Participamos y luchamos, juntos y juntas, desde todas partes, por los mismos derechos. Porque muchos querrán volver al país del que salieron a la fuerza. Porque tenemos allí familia y amigos. Porque hoy, más que nunca en la historia, estamos cerca de nuestro país e informados al minuto de todo lo que ocurre en España. Porque, simplemente, queremos que nuestros hijos vivan un futuro menos mezquino, menos angustioso, más justo, más luminoso.
Por eso nos dolió tanto como a muchos de los que estáis en España, a veces desde la soledad de nuestros sofás pero acompañados a través de mensajes y redes, ver cómo se esfumaba la posibilidad de un gobierno de cambio que parase el golpe a la austeridad y a los recortes. Por eso compartimos la misma perplejidad, la misma rabia, la misma pena anudada en unas gargantas que esperaban gritar de alegría esa noche del 26-J.

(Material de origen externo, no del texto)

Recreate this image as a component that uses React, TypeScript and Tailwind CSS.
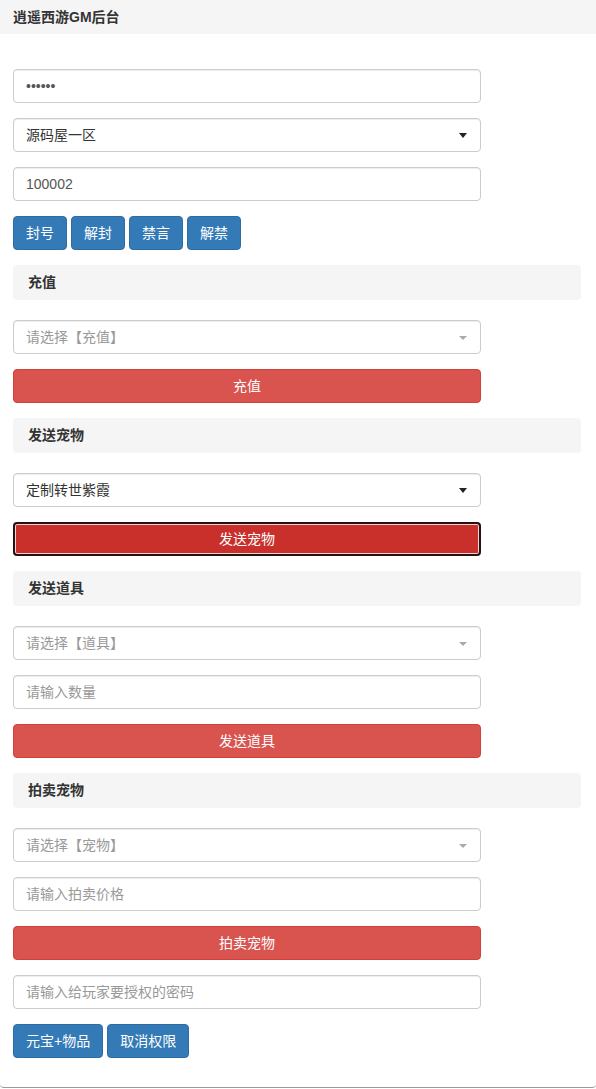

Pero, precisamente por eso, por nuestros hijos, por nuestros padres, por nuestro abuelos, por nuestros amigos, por nosotros, por los que volveremos y por los que nos quedaremos, nos levantaremos del suelo y seguiremos adelante. Juntas y juntos. Nadie dijo que recuperar lo robado fuese fácil, pero de peores hemos salido. Que no nos arrebaten nuestras fuerzas, ni nuestros sueños. Si nos duele, es porque aún no nos da igual.
Sigamos, desde todas partes, sin bajar la guardia. Ni la cabeza.